Hungarian current events remind me of the end of the Weimar Republic. There is great economic dissatisfaction. Millions of patriotic Germans feel humiliated by the terms of peace. More and more join the Nazi side. In the meantime, the anti-Hitler forces are at each others’ throats. In the 1933 multi-party election, which are conducted lawfully, Hitler’s party emerges victorious, but without a parliamentary majority. And then the moderate right-wing Centrum party is ready to enter a governing coalition with the Nazis … I shall stop this story here.

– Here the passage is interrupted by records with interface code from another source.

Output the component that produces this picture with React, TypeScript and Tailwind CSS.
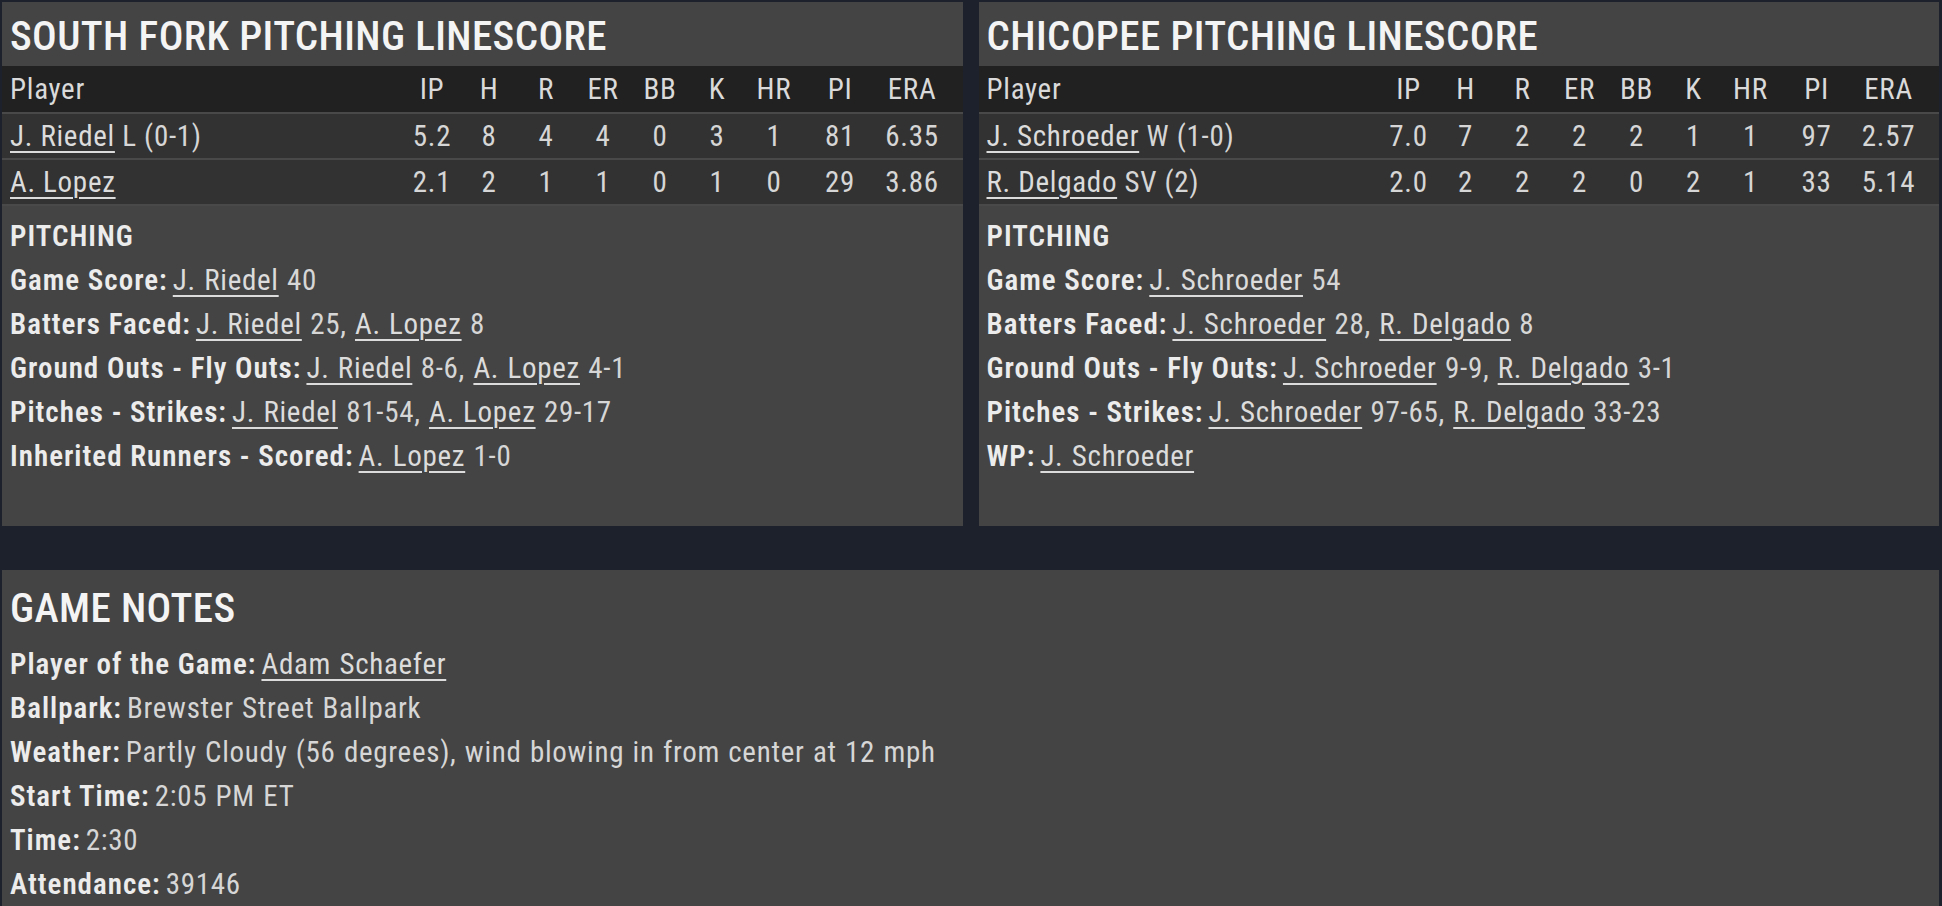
import React from "react";

type Row = { name: string; note?: string; stats: string[] };

const COLS = ["IP", "H", "R", "ER", "BB", "K", "HR", "PI", "ERA"];
const COLW = ["w-[57px]", "w-[57px]", "w-[57px]", "w-[57px]", "w-[57px]", "w-[57px]", "w-[57px]", "w-[75px]", "w-[69px]"];

function L({ children }: { children: React.ReactNode }) {
  return <span className="underline decoration-2 underline-offset-[5px] text-[#dcdcdc]">{children}</span>;
}

function Line({ label, children }: { label: string; children?: React.ReactNode }) {
  return (
    <div className="h-[44px] flex items-center whitespace-nowrap">
      <span className="font-semibold tracking-[1px] text-[#ececec]">{label}</span>
      <span className="ml-[5px] text-[#d6d6d6] [word-spacing:1px]">{children}</span>
    </div>
  );
}

function Panel({ title, rows, lines }: { title: string; rows: Row[]; lines: React.ReactNode }) {
  return (
    <div className="flex-1 bg-[#444444] flex flex-col">
      <div className="h-[64px] flex items-center pt-[4px] px-[8px] text-[41px] tracking-[0.4px] font-medium text-[#f4f4f4]">
        {title}
      </div>
      <div className="h-[46px] flex items-center bg-[#212121] pl-[8px] pr-[16px] text-[#dadada]">
        <div className="flex-1">Player</div>
        {COLS.map((c, i) => (
          <div key={c} className={`${COLW[i]} text-center`}>
            {c}
          </div>
        ))}
      </div>
      {rows.map((r) => (
        <div key={r.name} className="h-[46px] flex items-center bg-[#323232] border-t-2 border-[#494949] pl-[8px] pr-[16px] text-[#d6d6d6]">
          <div className="flex-1 whitespace-nowrap">
            <L>{r.name}</L>
            {r.note ? <span> {r.note}</span> : null}
          </div>
          {r.stats.map((s, i) => (
            <div key={i} className={`${COLW[i]} text-center`}>
              {s}
            </div>
          ))}
        </div>
      ))}
      <div className="border-t-2 border-[#494949] pt-[8px] pb-[48px] px-[8px]">
        <div className="h-[44px] flex items-center font-semibold tracking-[1px] text-[#ececec]">PITCHING</div>
        {lines}
      </div>
    </div>
  );
}

export default function App() {
  return (
    <div className="min-h-screen bg-[#1c212b] pt-[2px] pl-[2px] pr-[3px] font-['Roboto_Condensed','Liberation_Sans_Narrow','DejaVu_Sans_Condensed','Open_Sans',sans-serif] font-stretch-condensed text-[29px] tracking-[0.7px] leading-none">
      <div className="flex gap-[16px]">
        <Panel
          title="SOUTH FORK PITCHING LINESCORE"
          rows={[
            { name: "J. Riedel", note: "L (0-1)", stats: ["5.2", "8", "4", "4", "0", "3", "1", "81", "6.35"] },
            { name: "A. Lopez", stats: ["2.1", "2", "1", "1", "0", "1", "0", "29", "3.86"] },
          ]}
          lines={
            <>
              <Line label="Game Score:">
                <L>J. Riedel</L> 40
              </Line>
              <Line label="Batters Faced:">
                <L>J. Riedel</L> 25, <L>A. Lopez</L> 8
              </Line>
              <Line label="Ground Outs - Fly Outs:">
                <L>J. Riedel</L> 8-6, <L>A. Lopez</L> 4-1
              </Line>
              <Line label="Pitches - Strikes:">
                <L>J. Riedel</L> 81-54, <L>A. Lopez</L> 29-17
              </Line>
              <Line label="Inherited Runners - Scored:">
                <L>A. Lopez</L> 1-0
              </Line>
            </>
          }
        />
        <Panel
          title="CHICOPEE PITCHING LINESCORE"
          rows={[
            { name: "J. Schroeder", note: "W (1-0)", stats: ["7.0", "7", "2", "2", "2", "1", "1", "97", "2.57"] },
            { name: "R. Delgado", note: "SV (2)", stats: ["2.0", "2", "2", "2", "0", "2", "1", "33", "5.14"] },
          ]}
          lines={
            <>
              <Line label="Game Score:">
                <L>J. Schroeder</L> 54
              </Line>
              <Line label="Batters Faced:">
                <L>J. Schroeder</L> 28, <L>R. Delgado</L> 8
              </Line>
              <Line label="Ground Outs - Fly Outs:">
                <L>J. Schroeder</L> 9-9, <L>R. Delgado</L> 3-1
              </Line>
              <Line label="Pitches - Strikes:">
                <L>J. Schroeder</L> 97-65, <L>R. Delgado</L> 33-23
              </Line>
              <Line label="WP:">
                <L>J. Schroeder</L>
              </Line>
            </>
          }
        />
      </div>
      <div className="mt-[44px] bg-[#444444] px-[8px] pb-[40px]">
        <div className="h-[72px] flex items-center pt-[4px] text-[41px] tracking-[0.4px] font-medium text-[#f4f4f4]">GAME NOTES</div>
        <Line label="Player of the Game:">
          <L>Adam Schaefer</L>
        </Line>
        <Line label="Ballpark:">Brewster Street Ballpark</Line>
        <Line label="Weather:">Partly Cloudy (56 degrees), wind blowing in from center at 12 mph</Line>
        <Line label="Start Time:">2:05 PM ET</Line>
        <Line label="Time:">2:30</Line>
        <Line label="Attendance:">39146</Line>
      </div>
    </div>
  );
}
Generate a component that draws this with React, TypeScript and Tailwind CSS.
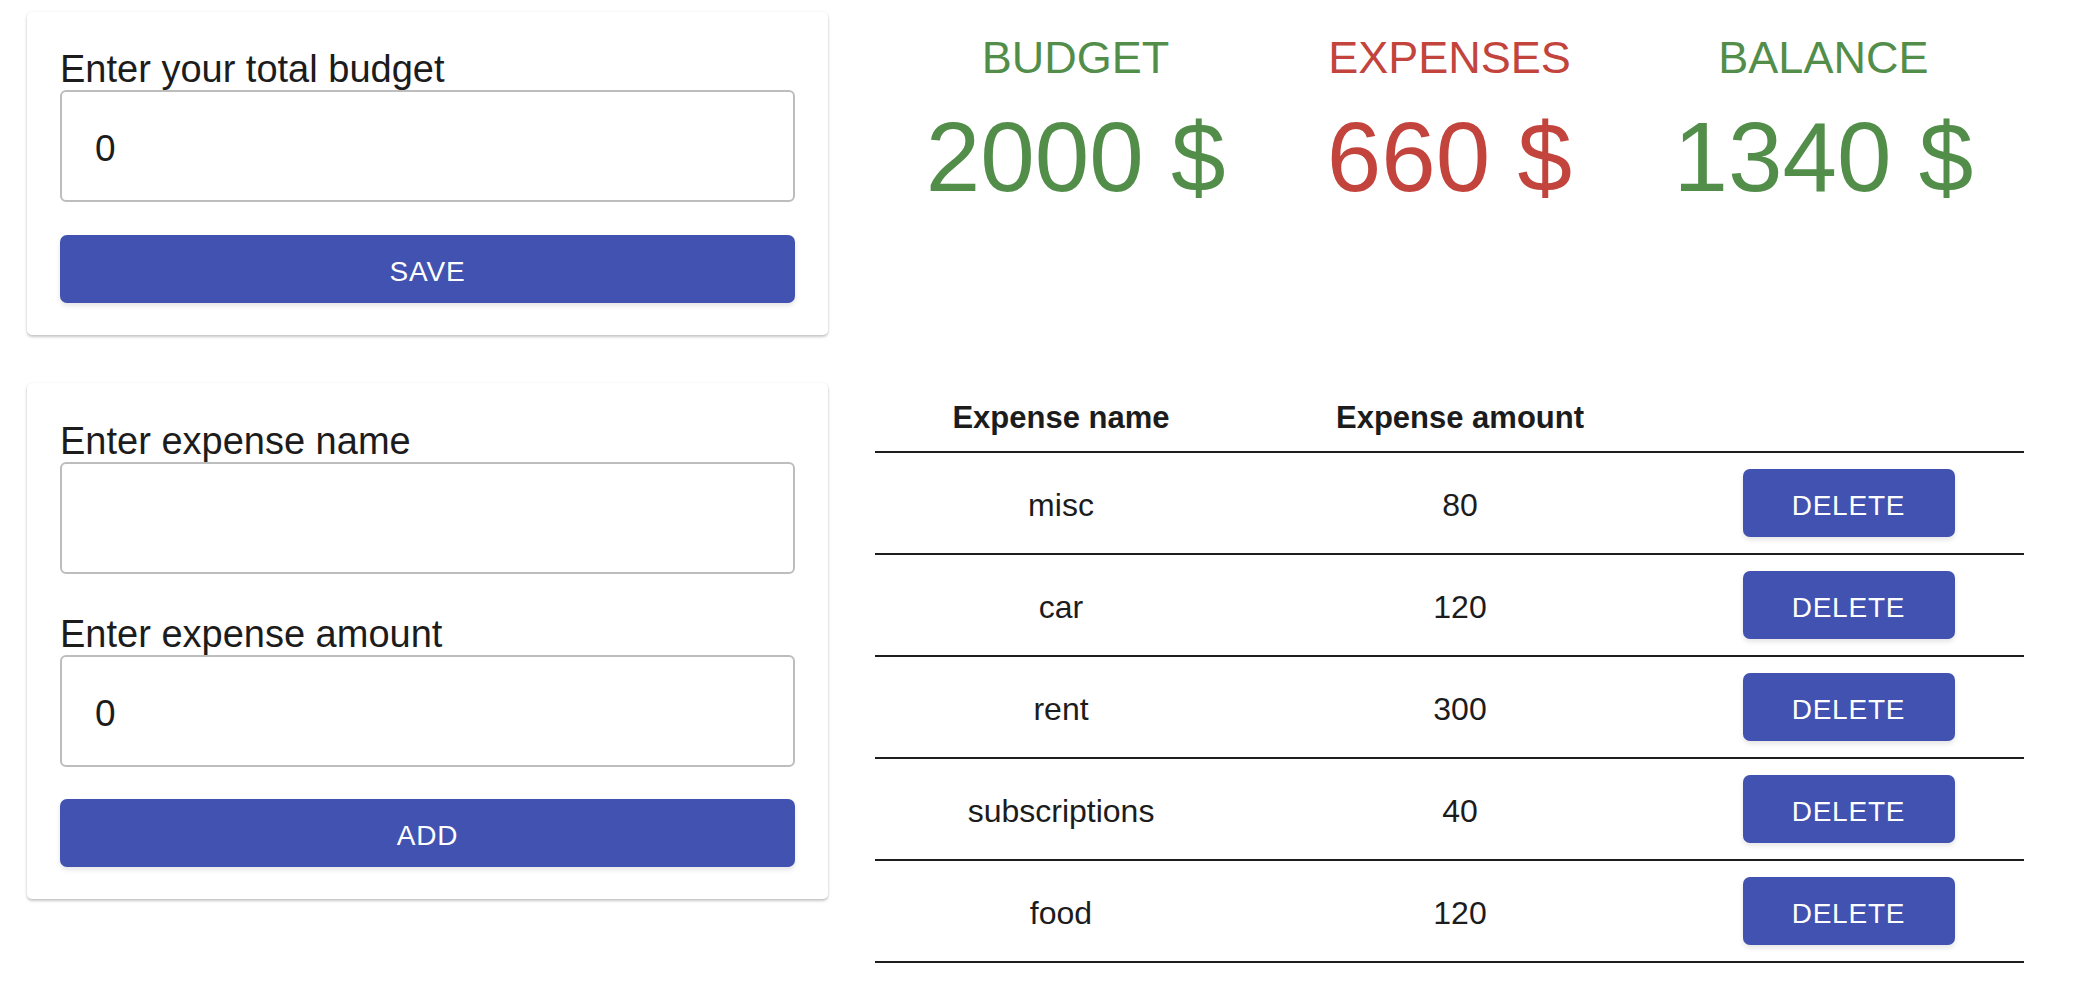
import { useState } from "react";

type Expense = { id: number; name: string; amount: number };

const initialExpenses: Expense[] = [
    { id: 1, name: "misc", amount: 80 },
    { id: 2, name: "car", amount: 120 },
    { id: 3, name: "rent", amount: 300 },
    { id: 4, name: "subscriptions", amount: 40 },
    { id: 5, name: "food", amount: 120 },
];

function Field({ label, value, className = "" }: { label: string; value: string; className?: string }) {
    return (
        <label className={`block ${className}`}>
            <span className="block pt-[2px] text-[38px] leading-[41px] text-[#1c1c1c]">{label}</span>
            <input
                defaultValue={value}
                className="block h-[112px] w-full rounded-[6px] border-2 border-[#bdbdbd] bg-white px-[33px] pt-[5px] text-[37px] text-[#1c1c1c] outline-none"
            />
        </label>
    );
}

function PrimaryButton({ children, className = "" }: { children: React.ReactNode; className?: string }) {
    return (
        <button
            className={`
        flex items-center justify-center
        rounded-[7px]
        bg-[#4152b1]
        pt-[5px]
        text-white uppercase tracking-[0.8px] leading-none
        shadow-[0_3px_5px_rgba(0,0,0,0.1)]
        ${className}
      `}
        >
            {children}
        </button>
    );
}

export default function App() {
    const [budget] = useState(2000);
    const [expenses] = useState(initialExpenses);
    const spent = expenses.reduce((s, e) => s + e.amount, 0);
    const balance = budget - spent;

    return (
        <div className="min-h-screen bg-white font-['Liberation_Sans',Arial,sans-serif]">
            <div className="grid grid-cols-[801px_1149px] gap-x-[47px] gap-y-[48px] pl-[27px] pt-[12px]">
                {/* budget card */}
                <div className="rounded-[5px] bg-white px-[33px] pt-[35px] pb-[32px] shadow-[0_2px_3px_rgba(0,0,0,0.22),0_0_2px_rgba(0,0,0,0.08)]">
                    <Field label="Enter your total budget" value="0" />
                    <PrimaryButton className="mt-[33px] h-[68px] w-full text-[28px]">Save</PrimaryButton>
                </div>

                {/* totals */}
                <div className="flex justify-around pt-[20px] text-center">
                    <div className="text-[#528e4a]">
                        <div className="text-[45px] leading-[52px]">BUDGET</div>
                        <div className="mt-[16px] text-[98px] leading-[115px]">{budget} $</div>
                    </div>
                    <div className="text-[#c2443c]">
                        <div className="text-[45px] leading-[52px]">EXPENSES</div>
                        <div className="mt-[16px] text-[98px] leading-[115px]">{spent} $</div>
                    </div>
                    <div className="text-[#528e4a]">
                        <div className="text-[45px] leading-[52px]">BALANCE</div>
                        <div className="mt-[16px] text-[98px] leading-[115px]">{balance} $</div>
                    </div>
                </div>

                {/* expense card */}
                <div className="self-start rounded-[5px] bg-white px-[33px] pt-[36px] pb-[32px] shadow-[0_2px_3px_rgba(0,0,0,0.22),0_0_2px_rgba(0,0,0,0.08)]">
                    <Field label="Enter expense name" value="" />
                    <Field label="Enter expense amount" value="0" className="mt-[38px]" />
                    <PrimaryButton className="mt-[32px] h-[68px] w-full text-[28px]">Add</PrimaryButton>
                </div>

                {/* expense table */}
                <div className="self-start text-[#1c1c1c]">
                    <div className="grid h-[70px] grid-cols-[372px_426px_351px] items-center border-b-2 border-[#1e1e1e] pt-[2px] text-[31px] font-bold">
                        <div className="text-center">Expense name</div>
                        <div className="text-center">Expense amount</div>
                        <div />
                    </div>
                    {expenses.map((e) => (
                        <div
                            key={e.id}
                            className="grid h-[102px] grid-cols-[372px_426px_351px] items-center border-b-2 border-[#1e1e1e] text-[32px]"
                        >
                            <div className="pt-[4px] text-center">{e.name}</div>
                            <div className="pt-[4px] text-center">{e.amount}</div>
                            <div className="flex justify-center">
                                <PrimaryButton className="h-[68px] w-[212px] text-[28px]">Delete</PrimaryButton>
                            </div>
                        </div>
                    ))}
                </div>
            </div>
        </div>
    );
}
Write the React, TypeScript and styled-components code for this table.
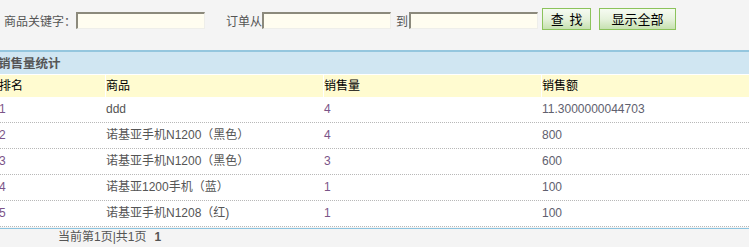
import React from "react";
import styled, { createGlobalStyle } from "styled-components";

const Global = createGlobalStyle`
  html, body { margin: 0; padding: 0; background: #f4f4f4; }
  body { font-family: "Liberation Sans", "Noto Sans CJK SC", sans-serif; font-size: 12px; color: #555; overflow: hidden; }
`;

const Page = styled.div`
  width: 749px;
  height: 247px;
  overflow: hidden;
`;

const Toolbar = styled.div`
  display: flex;
  align-items: center;
  height: 50px;
  padding: 0 0 10px 4px;
  box-sizing: border-box;
`;

const Label = styled.span<{ $gap?: number }>`
  margin-left: ${(p) => p.$gap ?? 0}px;
  color: #555;
  font-size: 12px;
  white-space: nowrap;
`;

const Field = styled.input<{ $ml?: number }>`
  width: 129px;
  height: 17px;
  box-sizing: border-box;
  background: #fffdf0;
  border-style: solid;
  border-width: 2px 1px 1px 2px;
  border-color: #8c8a7c #eeeeea #eeeeea #8c8a7c;
  padding: 0;
  margin: 0 0 0 ${(p) => p.$ml ?? 0}px;
`;

const Btn = styled.button<{ $w: number; $ml: number }>`
  width: ${(p) => p.$w}px;
  height: 22px;
  margin-left: ${(p) => p.$ml}px;
  margin-top: -2px;
  border: 1px solid #8cc35c;
  background: linear-gradient(#f6fbf2, #e6f2dc 50%, #c6e1b0);
  font-family: "Noto Sans CJK SC", sans-serif;
  font-size: 13px;
  color: #000;
  padding: 0;
  line-height: 18px;
  white-space: pre;
`;

const Section = styled.div`
  margin-left: -2px;
`;

const Title = styled.div`
  height: 22px;
  border-top: 2px solid #94c6de;
  border-bottom: 1px solid #fff;
  background: #d0e6f2;
  font-weight: bold;
  font-size: 12.5px;
  color: #555;
  line-height: 22px;
  font-family: "Noto Sans CJK SC", sans-serif;
`;

const Row = styled.div<{ $head?: boolean }>`
  display: grid;
  grid-template-columns: 107px 218px 218px 1fr;
  height: ${(p) => (p.$head ? 22 : 25)}px;
  background: ${(p) => (p.$head ? "#fffbd0" : "#fff")};
  border-bottom: ${(p) => (p.$head ? "none" : "1px dotted #b8b8b8")};
  line-height: ${(p) => (p.$head ? 22 : 25)}px;
`;

const Cell = styled.div<{ $head?: boolean; $tone?: "num" | "name" | "amt"; $first?: boolean }>`
  border-left: ${(p) => (p.$head && !p.$first ? "1px solid #fff" : "none")};
  padding-left: ${(p) => (p.$head && !p.$first ? 0 : 1)}px;
  color: ${(p) =>
    p.$head ? "#000" : p.$tone === "num" ? "#7a5488" : p.$tone === "amt" ? "#60606e" : "#555"};
  white-space: nowrap;
  overflow: hidden;
`;

const Pager = styled.div`
  margin-top: 1px;
  border-top: 1px solid #8cc4e0;
  height: 18px;
  line-height: 17px;
  color: #555;
  padding-left: 58px;
`;

const Strong = styled.b`
  margin-left: 8px;
  color: #555;
`;

const rows = [
  ["1", "ddd", "4", "11.3000000044703"],
  ["2", "诺基亚手机N1200（黑色）", "4", "800"],
  ["3", "诺基亚手机N1200（黑色）", "3", "600"],
  ["4", "诺基亚1200手机（蓝）", "1", "100"],
  ["5", "诺基亚手机N1208（红)", "1", "100"],
];

export default function App() {
  return (
    <Page>
      <Global />
      <Toolbar>
        <Label>商品关键字：</Label>
        <Field />
        <Label $gap={21}>订单从</Label>
        <Field />
        <Label $gap={5}>到</Label>
        <Field $ml={1} />
        <Btn $w={49} $ml={4}>{"查  找"}</Btn>
        <Btn $w={77} $ml={8}>显示全部</Btn>
      </Toolbar>
      <Section>
        <Title>销售量统计</Title>
        <Row $head>
          <Cell $head $first>排名</Cell>
          <Cell $head>商品</Cell>
          <Cell $head>销售量</Cell>
          <Cell $head>销售额</Cell>
        </Row>
        {rows.map((r) => (
          <Row key={r[0]}>
            <Cell $tone="num">{r[0]}</Cell>
            <Cell $tone="name">{r[1]}</Cell>
            <Cell $tone="num">{r[2]}</Cell>
            <Cell $tone="amt">{r[3]}</Cell>
          </Row>
        ))}
      </Section>
      <Pager>
        当前第1页|共1页<Strong>1</Strong>
      </Pager>
    </Page>
  );
}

Thinking about the Ukrainian events Hitler’s first conquests come to my mind: the occupation of the Saarland, then the annexation of Austria. The aggression is based on ethnic reasoning: the territories in question are inhabited by Germans. Then comes the Munich agreement; Chamberlain’s joyful announcement: we have saved the peace at the price of Czechoslovak territories inhabited by Sudeten Germans being annexed to the German empire. Soon comes the dismemberment of Czechoslovakia. Then the plan to conquer Danzig, referring to ethnic reasoning… Here I shall leave this story too.
Who knows how the history-writers of the distant future will view the conference on Ukraine recently held in Geneva. Was it merely an insignificant diplomatic event? Or did it give birth to a new, albeit minor, Munich agreement, encouraging further aggression?
It was George Kennan who in 1946 pronounced the principle of containment. It is time to declare this principle again. Now it is not the spreading of communist principles, the Stalinist expansion, but the spread of nationalist principles, the expansion of post-communist autocracies and dictatorships, that need to be contained.
It is not for me to work out the methods by which the new principle of containment could be applied in practice. I can say this in the plural: we academic researchers are not fit for this task. I regret, but I cannot present the present company with a plan of action.
Let me finish here. I am just not able to end my lecture with words of reassurance. My intention was to alarm you, to unsettle you, to arouse in you the sense of threatening dangers.